Removing Fluorocarbons…

Some wax/service questions seem to pop up with regularity. One of the regulars just showed up in my inbox courtesy of Jonathan Patz, and I thought I’d take the opportunity to address it publicly.

“We have races off and on now, and I’ve heard it’s important to hot -scape (with soft hydrocarbon) after you race — assuming your next race is  1 or 2 or 3 weeks away.  What’s your take on this?  Does the high F dry out the ski?  stress the base?   Or is this not a big deal?”

First, it’s necessary to be clear about the difference between HF paraffin and “pure” fluorocarbons. In general no fluorinated paraffin is going to damage or clog the base appreciably more than normal paraffin. You can wax nothing but HF paraffins until the end of time and your skis will probably just be fast as a result. The concern is the pure fluoros. “Pure” fluoros aren’t actually pure. They are “perfluorocarbon” compounds with additive materials to harden them and tweak the characteristics. While it’s not universally the case, these pure fluoros tend to have very high melt-points. There are a couple of ways they can foul-up the works. But there are also ways to avoid potential issues.

Problem #1 – repeated applications of pure fluoro powder mean repeated doses of very high iron temps, which can certainly damage the bases in time.

To avoid burning the bases with fluoro powder applications it is necessary to:

a – have the base well race hardened (a one-time process for a new or freshly ground ski) prior to the application of powder.

b – Use sufficient powder to allow the fluoro compound to flow easily.

c – Use sufficient heat to allow the fluoro compound to flow easily.

Problem #2 – High melt point fluoros in/on the base will not mix well with normal (lower melt point) paraffins when you try to rewax the skis.
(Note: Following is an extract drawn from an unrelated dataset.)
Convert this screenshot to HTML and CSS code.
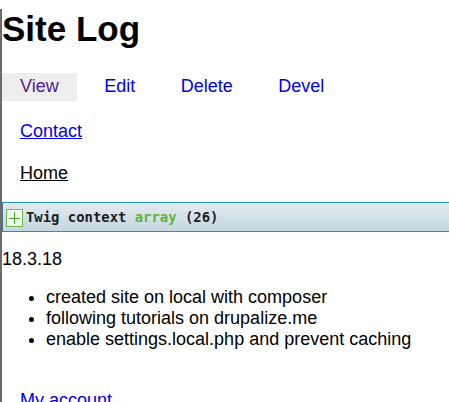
FILE: index.html
```html
<!DOCTYPE html>
<html>
<head>
<meta charset="utf-8">
<link rel="stylesheet" href="styles.css">
</head>
<body>
<div class="page">
  <h1 class="title">Site Log</h1>
  <ul class="tabs">
    <li><a class="tab active" href="#">View</a></li>
    <li><a class="tab" href="#">Edit</a></li>
    <li><a class="tab" href="#">Delete</a></li>
    <li><a class="tab" href="#">Devel</a></li>
  </ul>
  <div class="menu">
    <a class="link" href="#">Contact</a>
  </div>
  <div class="menu menu-home">
    <a class="link home" href="#">Home</a>
  </div>
  <div class="kint"><span class="plus"></span><span class="ktext">Twig context <span class="ktype">array</span> (26)</span></div>
  <p class="date">18.3.18</p>
  <ul class="notes">
    <li>created site on local with composer</li>
    <li>following tutorials on drupalize.me</li>
    <li>enable settings.local.php and prevent caching</li>
  </ul>
  <div class="menu menu-account">
    <a class="link" href="#">My account</a>
  </div>
</div>
</body>
</html>
```

FILE: styles.css
```css
html, body {
  margin: 0;
  padding: 0;
  background: #fff;
}
body {
  font-family: "Liberation Sans", Arial, sans-serif;
  font-size: 18px;
  line-height: 21px;
  color: #000;
}
.page {
  border-left: 2px solid #6b6b6b;
  min-height: 402px;
  box-sizing: border-box;
}
.title {
  margin: 9px 0 0;
  font-size: 35px;
  line-height: 40px;
  font-weight: bold;
}
.tabs {
  list-style: none;
  margin: 24px 0 0;
  padding: 0;
  display: flex;
  gap: 9.5px;
}
.tab {
  display: block;
  padding: 3px 18px 4px;
  color: #0000ee;
  text-decoration: none;
}
.tab.active {
  background: #eeeeee;
  color: #551a8b;
}
.menu {
  margin-top: 20px;
  padding-left: 18px;
}
.menu-home {
  margin-top: 21px;
}
.menu-account {
  margin-top: 40px;
}
.link {
  color: #0000ee;
  text-decoration: underline;
}
.link.home {
  color: #000;
}
.kint {
  margin-top: 18px;
  height: 28px;
  border-top: 1px solid #1f90d4;
  border-bottom: 1px solid #1f90d4;
  border-left: 1px solid #4f6f8c;
  background: linear-gradient(to bottom, #e2ebf0 0%, #c4d6e0 100%);
  display: flex;
  align-items: center;
  font-family: "DejaVu Sans Mono", monospace;
  font-weight: bold;
  font-size: 13.9px;
  color: #1d1e1e;
}
.ktext {
  white-space: pre;
  line-height: 16px;
}
.plus {
  position: relative;
  width: 15px;
  height: 16px;
  border: 1px solid #6cc04a;
  background: #f4f8f2;
  margin: 2px 3px 0 3px;
  flex: none;
}
.plus::before, .plus::after {
  content: "";
  position: absolute;
  background: #4aa82a;
}
.plus::before {
  left: 2px;
  right: 2px;
  top: 8px;
  height: 1px;
}
.plus::after {
  top: 2px;
  bottom: 2px;
  left: 7px;
  width: 1px;
}
.ktype {
  color: #5eb33a;
}
.date {
  margin: 17px 0 0;
}
.notes {
  margin: 17px 0 0;
  padding-left: 44px;
}
```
This can prevent the wax from dissolving into (penetrating) the base.

To avoid “clogging” the base with fluoro compound I prefer to use a fluoro solvent like Holmenkol Nano-CFC cleaner, Star Fluoro Cleaner, Swix Glide Wax Cleaner, or Maplus Fluorclean. Those are the ones I have used and tested the most. These products are actually solvents for the fluoro compounds that can foul up the works. I have had good success using all of these products by wiping them liberally onto the base, working them with a nylon (or even steel)  brush, and then letting them dry, and brushing away the residue. For a heavy application of pure fluoros it is sometimes necessary to repeat the process. After that the skis are easy to work with.

This photo of a thin strip of base materials shows the crystalline UHMWPE sinters as the clear areas. The black web of material around them is the amorphous material where base additives live, and where wax goes into solution.
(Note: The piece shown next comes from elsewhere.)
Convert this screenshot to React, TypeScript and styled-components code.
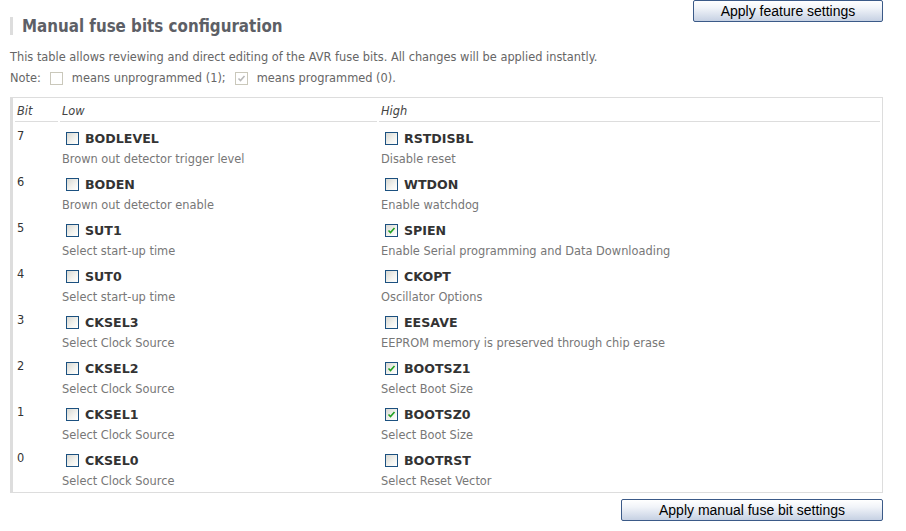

You can also use the “hot-scrape” method. This is an effective method of cleaning skis, but I don’t like it for a number of reasons. Specifically, I don’t like it for cleaning pure fluoros because the soft paraffins used can’t carry enough heat to get the fluoros to melt and mix. And further problems arise when you turn the iron up. If you use a hot iron on a soft, low-melt-point paraffin, it is very easy to destabilize the amorphous materials in the base. This will cause you to scrape black wax shavings. Very satisfying if you’ve somehow convinced yourself that you’re removing “dirt”. But that’s not what’s happening. You’re removing carbon-blacking, and whatever other additive materials are in the base. Once the base is destabilized in this way, it tends to stay destabilized, meaning that you continue to scrape black wax shavings, and the base is quick to “dry-out”, or show areas of a white filmy deposit in the high-pressure zones after skiing. This white stuff is fibrils of the low density PE material in the amorphous zones, and it shows up against the black base just the way the black additive materials shows up in the white wax shavings. Usually both are present.
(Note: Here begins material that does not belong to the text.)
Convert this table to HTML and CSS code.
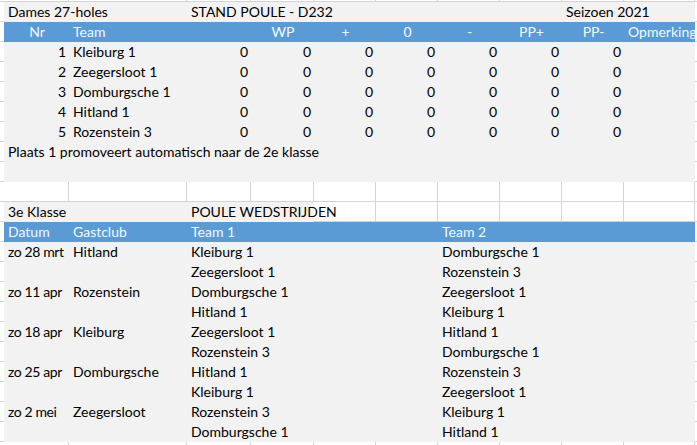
FILE: index.html
```html
<!DOCTYPE html>
<html lang="nl">
<head>
<meta charset="utf-8">
<title>Stand Poule D232</title>
<link rel="stylesheet" href="styles.css">
</head>
<body>
<div class="sheet">
  <div class="row edge-top">
    <div class="stub"></div>
    <div class="w"></div><div class="w"></div><div class="w"></div><div class="w"></div><div class="w"></div>
    <div class="w"></div><div class="w"></div><div class="w"></div><div class="w"></div><div class="w"></div>
    <div class="tail"></div>
  </div>

  <div class="row">
    <div class="stub"></div>
    <div class="g s2">Dames 27-holes</div>
    <div class="g s6">STAND POULE - D232</div>
    <div class="g s2">Seizoen 2021</div>
    <div class="tail"></div>
  </div>

  <div class="row">
    <div class="stub"></div>
    <div class="h c">Nr</div>
    <div class="h">Team</div>
    <div class="h"></div>
    <div class="h c">WP</div>
    <div class="h c">+</div>
    <div class="h c">0</div>
    <div class="h c">-</div>
    <div class="h c">PP+</div>
    <div class="h c">PP-</div>
    <div class="h c">Opmerking</div>
    <div class="tail"></div>
  </div>

  <div class="row">
    <div class="stub"></div>
    <div class="g r">1</div><div class="g">Kleiburg 1</div>
    <div class="g r">0</div><div class="g r">0</div><div class="g r">0</div><div class="g r">0</div><div class="g r">0</div><div class="g r">0</div><div class="g r">0</div>
    <div class="g"></div>
    <div class="tail"></div>
  </div>
  <div class="row">
    <div class="stub"></div>
    <div class="g r">2</div><div class="g">Zeegersloot 1</div>
    <div class="g r">0</div><div class="g r">0</div><div class="g r">0</div><div class="g r">0</div><div class="g r">0</div><div class="g r">0</div><div class="g r">0</div>
    <div class="g"></div>
    <div class="tail"></div>
  </div>
  <div class="row">
    <div class="stub"></div>
    <div class="g r">3</div><div class="g">Domburgsche 1</div>
    <div class="g r">0</div><div class="g r">0</div><div class="g r">0</div><div class="g r">0</div><div class="g r">0</div><div class="g r">0</div><div class="g r">0</div>
    <div class="g"></div>
    <div class="tail"></div>
  </div>
  <div class="row">
    <div class="stub"></div>
    <div class="g r">4</div><div class="g">Hitland 1</div>
    <div class="g r">0</div><div class="g r">0</div><div class="g r">0</div><div class="g r">0</div><div class="g r">0</div><div class="g r">0</div><div class="g r">0</div>
    <div class="g"></div>
    <div class="tail"></div>
  </div>
  <div class="row">
    <div class="stub"></div>
    <div class="g r">5</div><div class="g">Rozenstein 3</div>
    <div class="g r">0</div><div class="g r">0</div><div class="g r">0</div><div class="g r">0</div><div class="g r">0</div><div class="g r">0</div><div class="g r">0</div>
    <div class="g"></div>
    <div class="tail"></div>
  </div>

  <div class="row">
    <div class="stub"></div>
    <div class="g s10">Plaats 1 promoveert automatisch naar de 2e klasse</div>
    <div class="tail"></div>
  </div>
  <div class="row">
    <div class="stub"></div>
    <div class="g s10"></div>
    <div class="tail"></div>
  </div>

  <div class="row">
    <div class="stub"></div>
    <div class="w"></div><div class="w"></div><div class="w"></div><div class="w"></div><div class="w"></div>
    <div class="w"></div><div class="w"></div><div class="w"></div><div class="w"></div><div class="w"></div>
    <div class="tail"></div>
  </div>

  <div class="row">
    <div class="stub"></div>
    <div class="g s2">3e Klasse</div>
    <div class="g s2 over">POULE WEDSTRIJDEN</div>
    <div class="w"></div><div class="w"></div><div class="w"></div><div class="w"></div><div class="w"></div><div class="w"></div>
    <div class="tail"></div>
  </div>

  <div class="row">
    <div class="stub"></div>
    <div class="h">Datum</div>
    <div class="h">Gastclub</div>
    <div class="h s4">Team 1</div>
    <div class="h s4">Team 2</div>
    <div class="tail"></div>
  </div>

  <div class="row">
    <div class="stub"></div>
    <div class="g dt">zo 28 mrt</div><div class="g">Hitland</div>
    <div class="g s4">Kleiburg 1</div><div class="g s4">Domburgsche 1</div>
    <div class="tail"></div>
  </div>
  <div class="row">
    <div class="stub"></div>
    <div class="g"></div><div class="g"></div>
    <div class="g s4">Zeegersloot 1</div><div class="g s4">Rozenstein 3</div>
    <div class="tail"></div>
  </div>
  <div class="row">
    <div class="stub"></div>
    <div class="g dt">zo 11 apr</div><div class="g">Rozenstein</div>
    <div class="g s4">Domburgsche 1</div><div class="g s4">Zeegersloot 1</div>
    <div class="tail"></div>
  </div>
  <div class="row">
    <div class="stub"></div>
    <div class="g"></div><div class="g"></div>
    <div class="g s4">Hitland 1</div><div class="g s4">Kleiburg 1</div>
    <div class="tail"></div>
  </div>
  <div class="row">
    <div class="stub"></div>
    <div class="g dt">zo 18 apr</div><div class="g">Kleiburg</div>
    <div class="g s4">Zeegersloot 1</div><div class="g s4">Hitland 1</div>
    <div class="tail"></div>
  </div>
  <div class="row">
    <div class="stub"></div>
    <div class="g"></div><div class="g"></div>
    <div class="g s4">Rozenstein 3</div><div class="g s4">Domburgsche 1</div>
    <div class="tail"></div>
  </div>
  <div class="row">
    <div class="stub"></div>
    <div class="g dt">zo 25 apr</div><div class="g">Domburgsche</div>
    <div class="g s4">Hitland 1</div><div class="g s4">Rozenstein 3</div>
    <div class="tail"></div>
  </div>
  <div class="row">
    <div class="stub"></div>
    <div class="g"></div><div class="g"></div>
    <div class="g s4">Kleiburg 1</div><div class="g s4">Zeegersloot 1</div>
    <div class="tail"></div>
  </div>
  <div class="row">
    <div class="stub"></div>
    <div class="g dt">zo 2 mei</div><div class="g">Zeegersloot</div>
    <div class="g s4">Rozenstein 3</div><div class="g s4">Kleiburg 1</div>
    <div class="tail"></div>
  </div>
  <div class="row">
    <div class="stub"></div>
    <div class="g"></div><div class="g"></div>
    <div class="g s4">Domburgsche 1</div><div class="g s4">Hitland 1</div>
    <div class="tail"></div>
  </div>

  <div class="row">
    <div class="stub"></div>
    <div class="w"></div><div class="w"></div><div class="w"></div><div class="w"></div><div class="w"></div>
    <div class="w"></div><div class="w"></div><div class="w"></div><div class="w"></div><div class="w"></div>
    <div class="tail"></div>
  </div>
</div>
</body>
</html>
```

FILE: styles.css
```css
html, body {
  margin: 0;
  padding: 0;
  background: #ffffff;
}

.sheet {
  width: 697px;
  font-family: "Lato", "Open Sans", sans-serif;
  font-size: 14px;
  color: #000000;
}

.row {
  display: grid;
  grid-template-columns: 4px 65px 118px 64px 63px 62px 62px 62px 62px 62px 71px 1fr;
  height: 20px;
  line-height: 20px;
}

.row.edge-top {
  height: 2px;
  line-height: 2px;
}

.row > div {
  box-sizing: border-box;
  white-space: nowrap;
  overflow: visible;
  padding: 0 3px 0 4px;
}

.stub, .tail {
  border-bottom: 1px solid #d4d4d4;
  padding: 0 !important;
}

.w {
  background: #ffffff;
  border-right: 1px solid #d4d4d4;
  border-bottom: 1px solid #d4d4d4;
}

.g {
  background: #f2f2f2;
}

.h {
  background: #5b9bd5;
  color: #f4f8fc;
}

.over {
  position: relative;
  z-index: 1;
}

.dt {
  letter-spacing: -0.4px;
}

.c { text-align: center; }
.r { text-align: right; }

.s2 { grid-column: span 2; }
.s4 { grid-column: span 4; }
.s6 { grid-column: span 6; }
.s10 { grid-column: span 10; }
```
The phenomenon of black wax shavings and destabilized amorphous material is a confusing one. Sometimes skis with these destabilized amorphous mterials run well, but usually they don’t. Some base materials are very prone to destabilization, and don’t seem to suffer performance issues related to the black wax shavings. Other base materials really want stability. It’s quite possible to hot-scrape skis WITHOUT destabilizing the base material, but it seems to be a matter of finding specific iron temperatures to complement the base material and the wax that you’re using.

Because it’s very difficult to provide precise instructions for a process, like hot-scraping, with so many variables, I really prefer to use fluoro solvents to clean skis! Unfortunately the very idea of using solvents on ski bases is anathema to many skiers. This prejudice is based on bad information and misconception. The base cleaner solvents are generally mild, and not astringent. They don’t go into solution in the base (a process which requires elevated temperatures), and they’re not going to “dry-out” your skis. They just dissolve the surface coating and allow you to brush away pollutants, preparing the base perfectly for a new paraffin application. Pretty cool! I use fluorocleaners regularly – a standard part of race ski preparation. But some of the waxers I have worked with and who I respect the most still swear by the hot-scrape method of cleaning.